Specifically, the vessel would proceed to the three sites where the toppled platforms are located and dismantle them as required for safely securing, plugging and abandoning the associated wells, and for inspecting and properly abandoning the pipelines, that were devastated by the storms; and the vessel would also perform debris, including pipeline, recovery and removal with the use of the diving support vessel at the three sites, with such removal also being undertaken with the use of other, coastwise-qualified barges.

ISSUES:

Whether the anticipated inspection, well plugging, abandonment and any related repair operations may be performed from the foreign-flagged diving support vessel without violating the coastwise salvage and merchandise laws, respectively, 46 U.S.C. App. 316(d) and 883; and whether debris from the toppled platforms and their components, including pipelines, may be recovered/removed from the ocean floor on the OCS and thereafter laden and transported aboard the diving support vessel for unlading at a U.S. port without violating section 316(d) or 883.

LAW AND ANALYSIS:

Under 46 U.S.C. App. 883, merchandise may not be transported between ports or places in the United States embraced within the coastwise laws in any other vessel than one which is coastwise-qualified (i.e., built in and documented under the laws of the United States and owned by persons who are citizens of the United States); and, under 46 U.S.C. App. 316(d), a foreign vessel, with certain exceptions not here relevant, is prohibited from engaging in salvaging operations in the territorial waters of the United States in the Gulf of Mexico.

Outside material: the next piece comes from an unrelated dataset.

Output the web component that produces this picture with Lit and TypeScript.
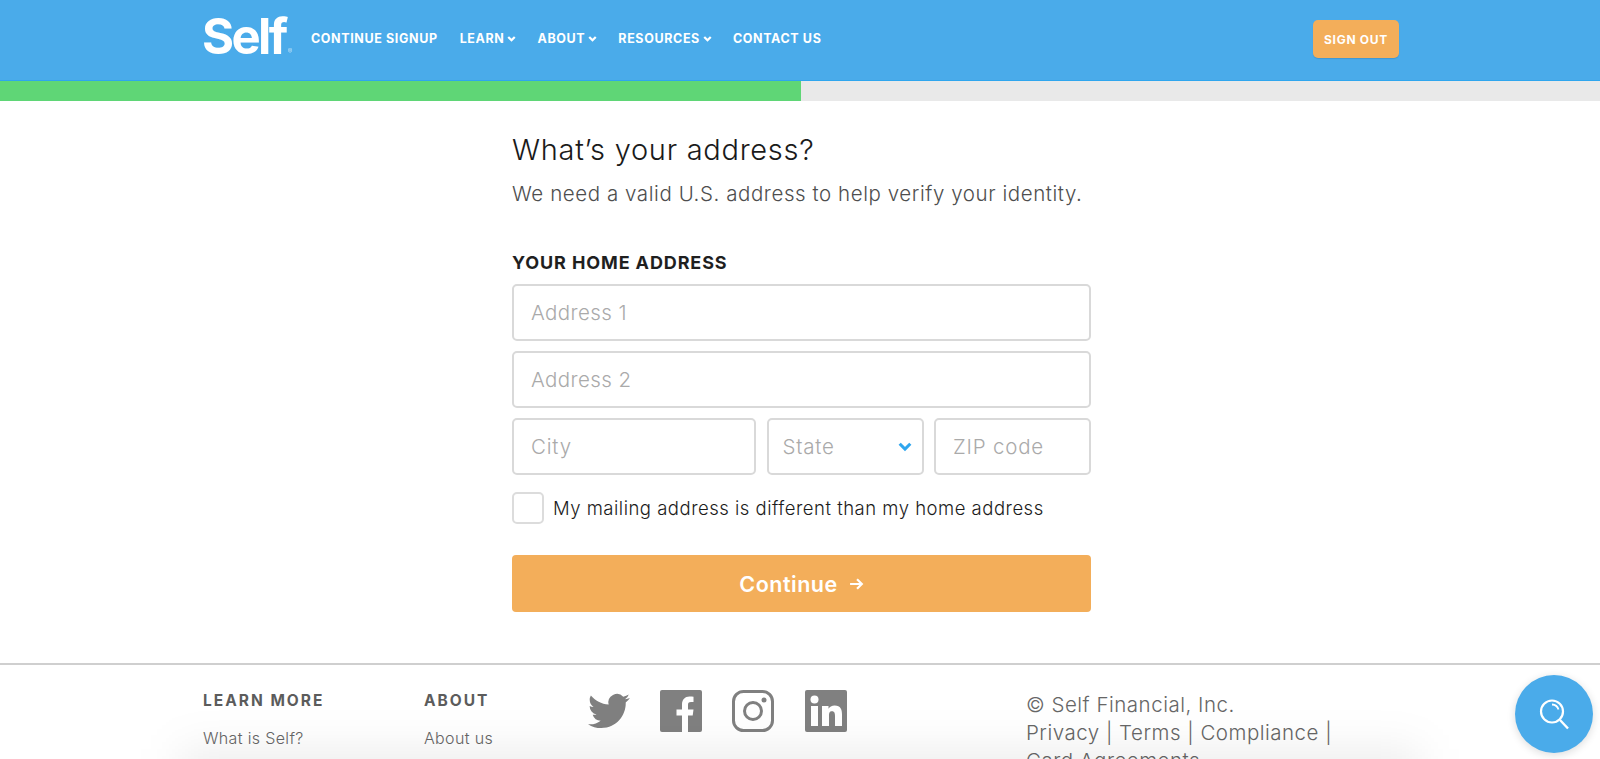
import { LitElement, html, css } from "lit";
import { customElement } from "lit/decorators.js";

const chevron = (w: number, h: number, color: string, sw = 2.6) => html`<svg width=${w} height=${h} viewBox="0 0 10 7"><path d="M1.2 1.2 5 5l3.800-3.800" fill="none" stroke=${color} stroke-width=${sw}/></svg>`;

@customElement("app-root")
export class AppRoot extends LitElement {
  static styles = css`
    :host { display: block; height: 100vh; overflow: hidden; position: relative; background: #fff; font-family: Inter, "Liberation Sans", sans-serif; }
    * { box-sizing: border-box; }
    .top { height: 81px; background: #4aabea; border-bottom: 1px solid #2fa6ee; display: flex; align-items: flex-start; padding-left: 202px; padding-right: 201px; }
    .logo { color: #fff; font-weight: 700; font-size: 49px; line-height: 38px; letter-spacing: -2.6px; margin-top: 18px; width: 90px; display: flex; align-items: flex-end; height: 38px; white-space: nowrap; }
    .reg { font-size: 7px; line-height: 7px; letter-spacing: 0; font-weight: 400; opacity: .6; margin-left: 2px; margin-bottom: 1px; }
    nav { display: flex; gap: 21px; margin-left: 19px; margin-top: 30px; padding-top: 1px; }
    nav a { color: #fff; font-size: 12.5px; font-weight: 700; line-height: 16px; letter-spacing: .62px; display: flex; align-items: center; gap: 3px; white-space: nowrap; }
    nav a:first-child { margin-right: 1px; }
    .signout { margin-left: auto; margin-top: 20px; width: 86px; height: 38px; background: #f3ae5a; color: #fff; border-radius: 5px; font-size: 12px; font-weight: 700; letter-spacing: .7px; display: flex; align-items: center; justify-content: center; box-shadow: 0 1px 1px rgba(0,0,0,.12); }
    .progress { height: 20px; background: #e9e9e9; display: flex; }
    .progress div { width: 801px; background: #5fd676; }
    main { width: 579px; margin-left: 512px; padding-top: 29px; height: 562px; }
    h1 { margin: 0; font-weight: 300; font-size: 29px; line-height: 40px; color: #1a1a1a; letter-spacing: .72px; white-space: nowrap; }
    .sub { margin: 9px 0 0; font-weight: 300; font-size: 20.5px; line-height: 30px; color: #4e4e4e; letter-spacing: .57px; white-space: nowrap; }
    .lbl { margin: 42px 0 0; font-weight: 700; font-size: 18px; line-height: 24px; color: #1f1f1f; letter-spacing: .88px; white-space: nowrap; }
    .fields { display: grid; grid-template-columns: 244px 157px 1fr; grid-auto-rows: 57px; gap: 10px 10.5px; margin-top: 9px; }
    .wide { grid-column: 1 / -1; }
    input, select { width: 100%; height: 100%; border: 2px solid #d9d9d9; border-radius: 5px; background: #fff; font: 300 20.5px Inter, sans-serif; letter-spacing: .4px; color: #aaa; padding: 0 0 0 17px; outline: none; appearance: none; }
    input::placeholder { color: #aaa; opacity: 1; }
    .short { letter-spacing: .8px; }
    .sel { position: relative; }
    .sel select { padding-left: 14px; }
    .sel svg { position: absolute; right: 12px; top: 24px; }
    .check { display: flex; align-items: center; gap: 9px; margin-top: 17px; height: 32px; font-weight: 300; font-size: 18.5px; color: #1c1c1c; letter-spacing: .5px; white-space: nowrap; }
    .box { width: 32px; height: 32px; border: 2px solid #dcdcdc; border-radius: 5px; flex: none; }
    .go { margin-top: 31px; height: 57px; border-radius: 4px; background: #f3ae5a; color: #fff; font-size: 21.5px; font-weight: 600; letter-spacing: .5px; display: flex; align-items: center; justify-content: center; gap: 11px; }
    footer { border-top: 2px solid #cfcfcf; display: flex; padding-left: 203px; height: 200px; }
    .col { width: 221px; padding-top: 26px; }
    .col + .col { width: 165px; }
    .col h4 { margin: 0; font-size: 15.5px; line-height: 20px; font-weight: 700; letter-spacing: 2px; color: #5c5c5c; white-space: nowrap; }
    .col a { display: block; margin-top: 17px; font-size: 16px; font-weight: 300; line-height: 20px; color: #666; letter-spacing: .35px; white-space: nowrap; }
    .social { display: flex; gap: 30.5px; padding-top: 25px; align-items: flex-start; width: 438px; margin-left: -1px; }
    .social svg { display: block; flex: none; }
    .fb { margin-left: -1px; }
    .legal { padding-top: 26px; font-size: 20.5px; line-height: 28px; font-weight: 300; color: #666; letter-spacing: .5px; width: 330px; }
    .fade { position: absolute; left: 180px; right: 180px; bottom: -50px; height: 60px; background: rgba(0,0,0,.07); filter: blur(22px); pointer-events: none; }
    .chat { position: absolute; left: 1515px; top: 675px; width: 78px; height: 78px; border-radius: 50%; background: #4aabea; box-shadow: 0 2px 8px rgba(0,0,0,.14); display: flex; align-items: center; justify-content: center; }
  `;

  render() {
    return html`
      <div class="top">
        <div class="logo">Self<span class="reg">®</span></div>
        <nav>
          <a>CONTINUE SIGNUP</a>
          <a>LEARN ${chevron(9, 6, "#fff")}</a>
          <a>ABOUT ${chevron(9, 6, "#fff")}</a>
          <a>RESOURCES ${chevron(9, 6, "#fff")}</a>
          <a>CONTACT US</a>
        </nav>
        <div class="signout">SIGN OUT</div>
      </div>
      <div class="progress"><div></div></div>
      <main>
        <h1>What’s your address?</h1>
        <p class="sub">We need a valid U.S. address to help verify your identity.</p>
        <p class="lbl">YOUR HOME ADDRESS</p>
        <div class="fields">
          <div class="wide"><input placeholder="Address 1" /></div>
          <div class="wide"><input placeholder="Address 2" /></div>
          <div><input class="short" placeholder="City" /></div>
          <div class="sel"><select class="short"><option>State</option></select>${chevron(14, 10, "#2fa6ee", 2.2)}</div>
          <div><input class="short" placeholder="ZIP code" /></div>
        </div>
        <div class="check"><span class="box"></span>My mailing address is different than my home address</div>
        <div class="go">Continue
          <svg width="15" height="14" viewBox="0 0 14 13"><path d="M1 6.500h11M7.500 2l4.500 4.500L7.500 11" fill="none" stroke="#fff" stroke-width="2"/></svg>
        </div>
      </main>
      <footer>
        <div class="col"><h4>LEARN MORE</h4><a>What is Self?</a></div>
        <div class="col"><h4>ABOUT</h4><a>About us</a></div>
        <div class="social">
          <svg width="42" height="42" viewBox="0 0 24 24"><path fill="#808080" d="M23.950 4.570a10 10 0 0 1-2.820.770 4.960 4.960 0 0 0 2.160-2.720c-.950.550-2 .960-3.120 1.190a4.920 4.920 0 0 0-8.380 4.480C7.690 8.100 4.070 6.130 1.640 3.160a4.820 4.820 0 0 0-.670 2.480c0 1.710.870 3.210 2.190 4.100a4.900 4.900 0 0 1-2.230-.620v.060a4.920 4.920 0 0 0 3.950 4.830 5 5 0 0 1-2.210.080 4.940 4.940 0 0 0 4.600 3.420A9.870 9.870 0 0 1 0 19.540a14 14 0 0 0 7.560 2.210c9.050 0 14-7.500 14-13.980 0-.210 0-.420-.020-.630a9.940 9.940 0 0 0 2.410-2.570z"/></svg>
          <svg class="fb" width="42" height="42" viewBox="0 0 42 42"><rect width="42" height="42" rx="2" fill="#808080"/><path fill="#fff" d="M22 42V25.500H16.500v-6H22V14.500c0-5 3-8 7.500-8 1.500 0 3 .1 4 .2V12H31c-2.500 0-3 1.200-3 3v4.500h5.500l-.8 6H28V42z"/></svg>
          <svg width="42" height="42" viewBox="0 0 42 42"><rect x="1.500" y="1.500" width="39" height="39" rx="10" fill="none" stroke="#808080" stroke-width="3"/><circle cx="21" cy="21" r="8.500" fill="none" stroke="#808080" stroke-width="3"/><circle cx="32" cy="10" r="2.500" fill="#808080"/></svg>
          <svg width="42" height="42" viewBox="0 0 42 42"><rect width="42" height="42" rx="2" fill="#808080"/><circle cx="9.500" cy="9.500" r="4" fill="#fff"/><path fill="#fff" d="M6 16h7v20H6zM17 16h6.500v2.800c1-1.800 3.200-3.300 6.200-3.300 6 0 7.300 4 7.300 9V36h-7V26c0-2.500-.4-4.800-3-4.800s-3 2.100-3 4.600V36h-7z"/></svg>
        </div>
        <div class="legal">© Self Financial, Inc.<br />Privacy | Terms | Compliance |<br />Card Agreements</div>
      </footer>
      <div class="fade"></div>
      <div class="chat">
        <svg width="34" height="34" viewBox="0 0 34 34"><circle cx="15" cy="14.500" r="11" fill="none" stroke="#fff" stroke-width="2.200"/><path d="M23 23l8 8.500" stroke="#fff" stroke-width="2.400" fill="none"/><path d="M15 7.500a7 7 0 0 1 6.500 5" stroke="#fff" stroke-width="1.800" fill="none"/></svg>
      </div>
    `;
  }
}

In brief, the coastwise laws in part apply to any point in the territorial waters of the United States, defined as the belt three nautical miles wide, adjacent to the coast of the United States and seaward of the territorial sea baseline (T.D. 78-440).

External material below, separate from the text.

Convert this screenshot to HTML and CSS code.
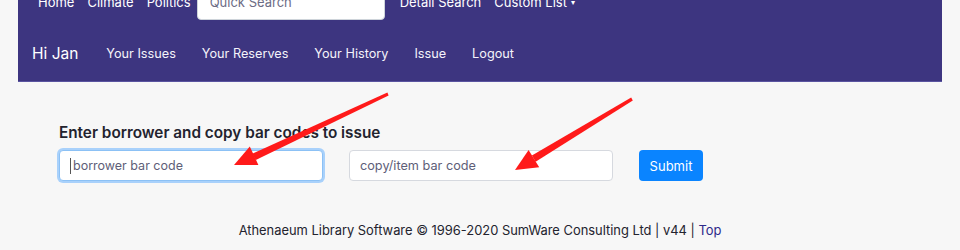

Inspection, Plugging, Abandonment of Wells, Pipelines; Related Repairs

Initially, however, it is well settled that the transportation of equipment, supplies and materials by a diving support vessel for use on or from the vessel in effecting services such as inspections of, and/or repairs to, offshore or subsea structures, including pipelines, does not constitute a use of the vessel under section 883, provided such equipment, supplies and materials are necessary for effecting the vessel’s mission, and are usually carried aboard as a matter of course (such articles are not considered “merchandise” in this context under section 883) (Headquarters ruling (HQ) 113838, dated February 25, 1997). And such services would plainly include the plugging and abandonment of wells, wellheads and pipelines (ibid. (“The services to be performed with respect to wells [and] wellheads...include the...abandonment of wells by cementing them in at the end of production”)).

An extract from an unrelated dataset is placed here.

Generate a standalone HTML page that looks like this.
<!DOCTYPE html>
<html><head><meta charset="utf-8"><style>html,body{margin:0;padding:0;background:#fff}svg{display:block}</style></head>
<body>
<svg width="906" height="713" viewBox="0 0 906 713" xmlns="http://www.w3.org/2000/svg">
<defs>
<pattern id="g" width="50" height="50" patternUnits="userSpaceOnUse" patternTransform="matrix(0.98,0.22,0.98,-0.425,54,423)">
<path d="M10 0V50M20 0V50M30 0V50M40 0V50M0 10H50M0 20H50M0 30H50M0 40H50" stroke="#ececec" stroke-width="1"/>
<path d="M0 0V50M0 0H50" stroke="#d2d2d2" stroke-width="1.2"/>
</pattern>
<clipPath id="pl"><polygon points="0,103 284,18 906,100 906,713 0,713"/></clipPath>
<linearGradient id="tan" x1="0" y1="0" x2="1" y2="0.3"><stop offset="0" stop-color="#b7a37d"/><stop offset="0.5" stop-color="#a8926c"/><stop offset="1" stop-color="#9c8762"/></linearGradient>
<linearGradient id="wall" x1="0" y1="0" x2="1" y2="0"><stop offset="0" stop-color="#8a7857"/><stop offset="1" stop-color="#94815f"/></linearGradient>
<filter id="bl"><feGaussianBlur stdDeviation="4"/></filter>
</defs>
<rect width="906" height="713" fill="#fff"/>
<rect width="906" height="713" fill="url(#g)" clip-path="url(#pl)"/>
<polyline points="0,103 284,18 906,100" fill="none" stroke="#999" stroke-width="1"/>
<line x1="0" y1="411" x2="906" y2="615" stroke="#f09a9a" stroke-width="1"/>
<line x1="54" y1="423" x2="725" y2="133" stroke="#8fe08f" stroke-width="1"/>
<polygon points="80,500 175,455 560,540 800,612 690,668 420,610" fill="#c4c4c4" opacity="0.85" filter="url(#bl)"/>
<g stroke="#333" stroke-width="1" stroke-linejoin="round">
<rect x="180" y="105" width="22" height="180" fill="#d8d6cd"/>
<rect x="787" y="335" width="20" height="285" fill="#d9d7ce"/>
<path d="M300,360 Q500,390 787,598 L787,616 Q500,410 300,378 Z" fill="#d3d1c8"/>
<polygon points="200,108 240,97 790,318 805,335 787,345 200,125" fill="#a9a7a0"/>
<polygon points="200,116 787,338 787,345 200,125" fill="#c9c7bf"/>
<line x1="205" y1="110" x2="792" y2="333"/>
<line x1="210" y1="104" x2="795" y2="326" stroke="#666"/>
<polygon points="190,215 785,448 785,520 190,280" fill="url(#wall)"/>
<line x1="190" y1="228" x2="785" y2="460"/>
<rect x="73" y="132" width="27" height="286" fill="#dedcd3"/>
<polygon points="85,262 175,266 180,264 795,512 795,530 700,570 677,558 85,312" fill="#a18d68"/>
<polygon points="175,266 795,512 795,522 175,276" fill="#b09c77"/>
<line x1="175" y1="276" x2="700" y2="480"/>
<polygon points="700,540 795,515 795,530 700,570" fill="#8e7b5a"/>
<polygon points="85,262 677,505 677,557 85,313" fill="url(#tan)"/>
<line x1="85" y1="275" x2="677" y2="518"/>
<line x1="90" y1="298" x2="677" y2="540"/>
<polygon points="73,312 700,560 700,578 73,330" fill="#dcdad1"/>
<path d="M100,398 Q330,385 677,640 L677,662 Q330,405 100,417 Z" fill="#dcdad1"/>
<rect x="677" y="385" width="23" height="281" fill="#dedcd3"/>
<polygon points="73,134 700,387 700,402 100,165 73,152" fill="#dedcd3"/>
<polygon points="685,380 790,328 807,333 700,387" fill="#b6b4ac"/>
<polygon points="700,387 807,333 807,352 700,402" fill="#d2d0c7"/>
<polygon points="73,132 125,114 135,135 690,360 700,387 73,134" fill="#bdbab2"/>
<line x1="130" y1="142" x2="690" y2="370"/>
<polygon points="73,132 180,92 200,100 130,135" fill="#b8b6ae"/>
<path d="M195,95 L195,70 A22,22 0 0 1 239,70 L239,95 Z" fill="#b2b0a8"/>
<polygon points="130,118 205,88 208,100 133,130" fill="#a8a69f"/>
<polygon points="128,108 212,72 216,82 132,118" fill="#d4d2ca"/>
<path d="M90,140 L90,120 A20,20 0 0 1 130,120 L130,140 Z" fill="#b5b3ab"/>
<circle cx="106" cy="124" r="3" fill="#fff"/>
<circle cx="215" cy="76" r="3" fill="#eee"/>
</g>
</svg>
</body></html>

In addition, the employment of a diving support vessel in connection with the plugging and abandonment of the wells and pipelines as described herein clearly would not constitute salvaging operations under section 316(d) (see HQ 113838, supra, and the authorities set forth and discussed therein).

Recovery of Debris

Under the Outer Continental Shelf Lands Act (OCSLA), as amended, 43 U.S.C. 1333(a), the laws of the United States are extended to the subsoil and seabed of the OCS and to all artificial islands, and all installations and other devices permanently or temporarily attached to the seabed, which may be erected thereon for the purpose of exploring for, developing, or producing resources therefrom to the same extent as if the OCS were an area of exclusive Federal jurisdiction within a State. Thus, the laws applicable to the OCS encompass the customs and navigation laws, including the coastwise laws, such as sections 316(d) and 883 (see also T.D. 54281(1); and HQ 113838, supra). Notably, when the OCSLA was amended in 1978 concerning temporary attachment, the legislative history further made clear that:

Federal law is to be applicable to all activities or all devices in contact with the seabed for exploration, development, and production. The committee intends that Federal law is, therefore, to be applicable to activities on drilling rigs, and other watercraft, when they are connected to the seabed by drillstring, pipes, or other appurtenances, on the OCS for exploration, development, or production purposes.

H. Rept. No. 95-590, reprinted at, 1978 U.S. Code Cong. & Admin. News 1450, at 1534 (emphasis added).

Accordingly, the recovery of any remnants of the toppled platforms and their related components, including pipelines, from the OCS seabed located beyond U.S. territorial waters, and/or of any wreckage or debris regarding the destroyed platform piles still clinging to the seabed there, would not implicate sections 316(d) and 883. To this end, specifically, the locations of such debris and wreckage at and around the three toppled platforms and damaged piles, and including the piles themselves still attached to the OCS seabed, can in no way legally be perceived as hereafter being affixed to the seabed for exploration, development, or production purposes, as required by the OCSLA; and, hence, these particular locations may no longer be treated under the OCSLA as coastwise points (see HQ 116586 of December 29, 2005; HQ 116558 of October 25, 2005; and HQ 115850, of November 12, 2002, finding that a destroyed drilling rig’s severed leg remnants that were still embedded in the OCS at or near their original locations no longer constituted coastwise points, where the leg remnants themselves were “mangled pieces of debris [that] have no function”).

HOLDINGS:

Under the facts presented in this case, the anticipated inspection, well plugging, abandonment and any related repair operations may be performed from the foreign-flagged diving support vessel without violating the coastwise salvage and merchandise laws, respectively, 46 U.S.C. App. 316(d) and 883; and debris from the toppled platforms and their components, including pipelines, may be recovered/removed from the ocean floor on the OCS and thereafter laden and transported aboard the diving support vessel for unlading at a U.S. port without violating section 316(d) or 883.